Several cruise lines are hosting genealogy-themed sailings. Cunard’s November “A Journey of Genealogy” cruise on the Queen Mary 2 will host seminars to help passengers discover their family trees, and there’s a post-voyage Ellis Island and New York Ancestral Trail excursion. Royal Caribbean has an “Unlock the Past” Alaskan cruise on the Explorer of the Seas (Sept. 7) that includes heritage seminars and an optional full-day land conference in Seattle featuring leading DNA and British Isles experts.

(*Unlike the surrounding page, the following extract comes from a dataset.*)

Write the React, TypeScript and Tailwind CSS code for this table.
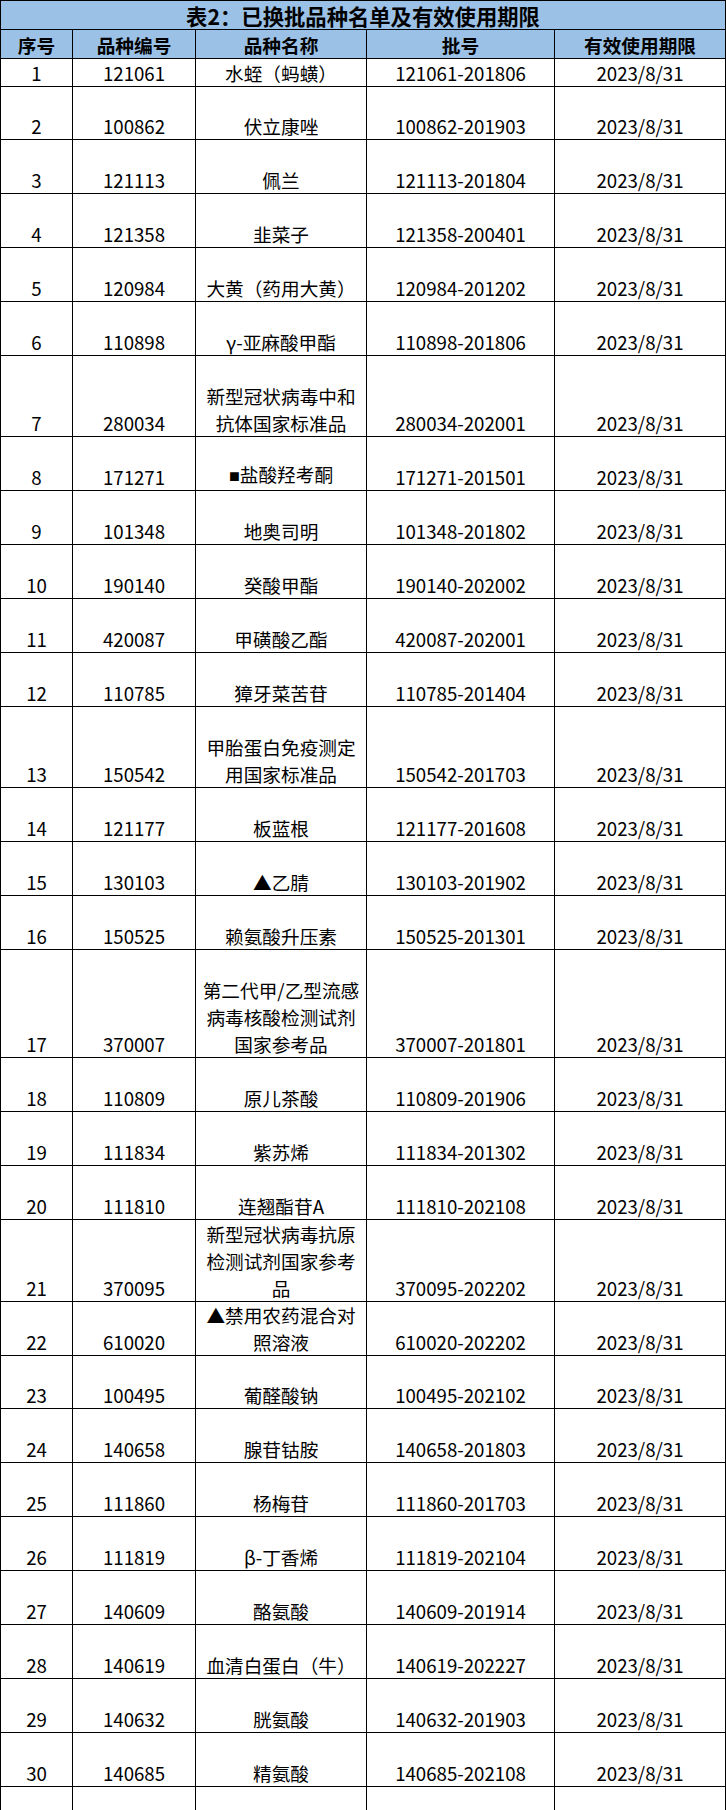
type Row = {
  no: number;
  code: string;
  name: string[];
  batch: string;
  h: string;
};

const rows: Row[] = [
  { no: 1, code: '121061', name: ['水蛭（蚂蟥）'], batch: '121061-201806', h: 'h-[27px]' },
  { no: 2, code: '100862', name: ['伏立康唑'], batch: '100862-201903', h: 'h-[54px]' },
  { no: 3, code: '121113', name: ['佩兰'], batch: '121113-201804', h: 'h-[54px]' },
  { no: 4, code: '121358', name: ['韭菜子'], batch: '121358-200401', h: 'h-[54px]' },
  { no: 5, code: '120984', name: ['大黄（药用大黄）'], batch: '120984-201202', h: 'h-[54px]' },
  { no: 6, code: '110898', name: ['γ-亚麻酸甲酯'], batch: '110898-201806', h: 'h-[54px]' },
  { no: 7, code: '280034', name: ['新型冠状病毒中和', '抗体国家标准品'], batch: '280034-202001', h: 'h-[81px]' },
  { no: 8, code: '171271', name: ['■盐酸羟考酮'], batch: '171271-201501', h: 'h-[54px]' },
  { no: 9, code: '101348', name: ['地奥司明'], batch: '101348-201802', h: 'h-[54px]' },
  { no: 10, code: '190140', name: ['癸酸甲酯'], batch: '190140-202002', h: 'h-[54px]' },
  { no: 11, code: '420087', name: ['甲磺酸乙酯'], batch: '420087-202001', h: 'h-[54px]' },
  { no: 12, code: '110785', name: ['獐牙菜苦苷'], batch: '110785-201404', h: 'h-[54px]' },
  { no: 13, code: '150542', name: ['甲胎蛋白免疫测定', '用国家标准品'], batch: '150542-201703', h: 'h-[81px]' },
  { no: 14, code: '121177', name: ['板蓝根'], batch: '121177-201608', h: 'h-[54px]' },
  { no: 15, code: '130103', name: ['▲乙腈'], batch: '130103-201902', h: 'h-[54px]' },
  { no: 16, code: '150525', name: ['赖氨酸升压素'], batch: '150525-201301', h: 'h-[54px]' },
  {
    no: 17,
    code: '370007',
    name: ['第二代甲/乙型流感', '病毒核酸检测试剂', '国家参考品'],
    batch: '370007-201801',
    h: 'h-[108px]',
  },
  { no: 18, code: '110809', name: ['原儿茶酸'], batch: '110809-201906', h: 'h-[54px]' },
  { no: 19, code: '111834', name: ['紫苏烯'], batch: '111834-201302', h: 'h-[54px]' },
  { no: 20, code: '111810', name: ['连翘酯苷A'], batch: '111810-202108', h: 'h-[54px]' },
  {
    no: 21,
    code: '370095',
    name: ['新型冠状病毒抗原', '检测试剂国家参考', '品'],
    batch: '370095-202202',
    h: 'h-[81px]',
  },
  { no: 22, code: '610020', name: ['▲禁用农药混合对', '照溶液'], batch: '610020-202202', h: 'h-[54px]' },
  { no: 23, code: '100495', name: ['葡醛酸钠'], batch: '100495-202102', h: 'h-[54px]' },
  { no: 24, code: '140658', name: ['腺苷钴胺'], batch: '140658-201803', h: 'h-[54px]' },
  { no: 25, code: '111860', name: ['杨梅苷'], batch: '111860-201703', h: 'h-[54px]' },
  { no: 26, code: '111819', name: ['β-丁香烯'], batch: '111819-202104', h: 'h-[54px]' },
  { no: 27, code: '140609', name: ['酪氨酸'], batch: '140609-201914', h: 'h-[54px]' },
  { no: 28, code: '140619', name: ['血清白蛋白（牛）'], batch: '140619-202227', h: 'h-[54px]' },
  { no: 29, code: '140632', name: ['胱氨酸'], batch: '140632-201903', h: 'h-[54px]' },
  { no: 30, code: '140685', name: ['精氨酸'], batch: '140685-202108', h: 'h-[54px]' },
];

const cols = 'grid grid-cols-[72px_123px_171px_188px_171px]';
const cell = 'flex items-end justify-center border-r border-b border-black';
const nameCell = 'flex flex-col items-center justify-end border-r border-b border-black text-center';
const headCell = 'flex items-center justify-center border-r border-b border-black font-bold';

// the square in row 8 is drawn smaller than the CJK glyphs
const NameLine = ({ text }: { text: string }) => {
  if (text[0] === '■') {
    return (
      <div>
        <span className="font-['Liberation_Sans',sans-serif] text-[18px]">■</span>
        {text.slice(1)}
      </div>
    );
  }
  return <div>{text}</div>;
};

export default function App() {
  return (
    <div className="w-[726px] bg-white font-['Noto_Sans_CJK_SC',sans-serif] text-[18.67px] leading-[27px] text-black">
      <div className="border-l border-t border-black">
        <div className="flex h-[29px] items-center justify-center border-r border-b border-black bg-[#9bc2e6] text-[21.33px] font-bold">
          表2：已换批品种名单及有效使用期限
        </div>
        <div className={`${cols} h-[29px] bg-[#9bc2e6]`}>
          <div className={headCell}>序号</div>
          <div className={headCell}>品种编号</div>
          <div className={headCell}>品种名称</div>
          <div className={headCell}>批号</div>
          <div className={headCell}>有效使用期限</div>
        </div>
        {rows.map((r) => (
          <div key={r.no} className={`${cols} ${r.h}`}>
            <div className={cell}>{r.no}</div>
            <div className={cell}>{r.code}</div>
            <div className={nameCell}>
              {r.name.map((line) => (
                <NameLine key={line} text={line} />
              ))}
            </div>
            <div className={cell}>{r.batch}</div>
            <div className={cell}>2023/8/31</div>
          </div>
        ))}
        <div className={`${cols} h-[24px]`}>
          <div className="border-r border-black" />
          <div className="border-r border-black" />
          <div className="border-r border-black" />
          <div className="border-r border-black" />
          <div className="border-r border-black" />
        </div>
      </div>
    </div>
  );
}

The Shelbourne Hotel in Dublin has its own “genealogy butler” who can help you unravel the threads of your Irish family history. A one-hour consultation, which costs 140 euros (about $163), will assess the information on your family’s Irish emigrants and draw up a practical research plan for tracing your Irish ancestors in Dublin.

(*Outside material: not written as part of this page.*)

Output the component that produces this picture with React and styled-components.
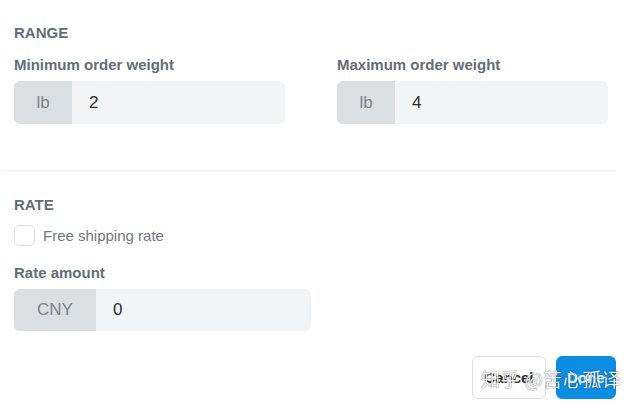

Many tour operators and travel agencies also specialize in heritage-based travel, including companies such as European Focus, Heritage Tours — which offers Morocco, Turkey, Africa, Israel and Jordan in addition to its several European destinations — and Your Travel Services.

If you’re interested in finding out more about your ancestral homeland, a DNA hook can make your next vacation more meaningful. But if you take one of the commercially available DNA tests from Ancestry.com or 23andme.com, they can be maddening.

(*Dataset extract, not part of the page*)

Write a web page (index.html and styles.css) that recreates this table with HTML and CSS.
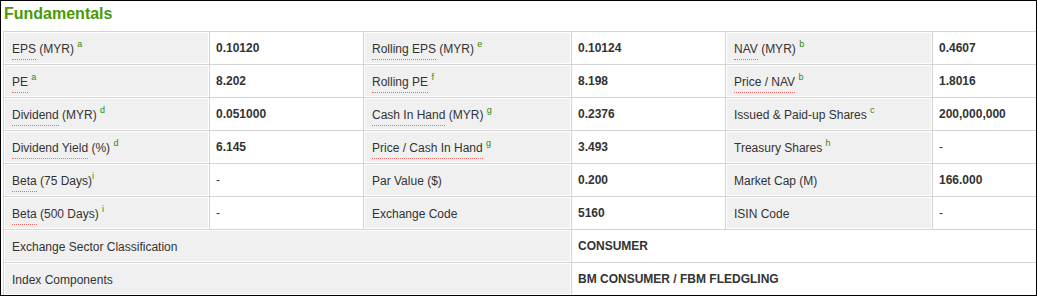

I know about this firsthand. On a recent visit to Salt Lake City, I stumbled upon the Family History Library, where one of the helpful missionaries showed me how to build a family tree online. The Church of Jesus Christ of Latter-day Saints offers a free online tool at Familysearch.org, which lets you trace your ancestry.

I decided to dig further. I took several DNA tests, all of which revealed I had British, Greek and Ukrainian heritage. That intrigued me even more. What if I could visit those places and introduce my children to their long-lost relatives? What would they have in common? What would they say to each other?

Climbing the family tree is easier said than done. While the British side of my family is traceable back to the 900s, I ran into major obstacles in Greece, thanks to the Greek revolution of the early 19th century, and in Ukraine, courtesy of World War II. I spent so much time researching my lineage in Salt Lake City that my family thought I was considering a career switch to genealogy. In the end, though, I could narrow my search only to Kovel, Ukraine, and Sparta, Greece. If I tried to visit either town at this point, I would just end up wandering the streets aimlessly.

The key to a successful “finding your roots” vacation is doing your research and setting your expectations.

The Family History Library has some free resources online, and you can visit the library in person. The volunteer researchers offer guidance on where to look for your lost relatives but generally won’t conduct research for you. Ancestry.com offers professional help with prices starting at about $2,000. You can also find an independent genealogist through the Association of Professional Genealogists, which can refer you to a professional who can assist with research. Rates vary.

Sometimes, the results can be dramatic. Eunan Smyth, an Irish tour guide for CIE Tours International, remembers one customer who found his grandfather’s house on her tour.

“It was still being occupied by a family with the same surname,” she says. “And when he knocked on the door and told them that, they brought him in and showed him photographs of his grandfather and great-grandfather. That man came back to us with a tear in his eye, because he went home.”

But that’s the exception. Hill, the author, points out that it took decades to find his birth family. And as he scaled his tree, he also hit a dead end when he traced his father’s lineage to a man born in 1742 in Virginia.

“DNA testing has led me to many distant cousins descended from the same man,” he says. “But the courthouse in the county where he was born was one of many burned by the Union Army in the Civil War. All the records are lost, and none of my distant cousins have been able to identify his parents.”

I know what that’s like. Welcome to the Brick Wall Club. But fixating on a lost relative may make you miss the big picture.

Maybe it’s not about finding a distant cousin or a family farm. Instead, maybe it’s about visiting a place you’ve never been and seeing something you recognize in the people you meet.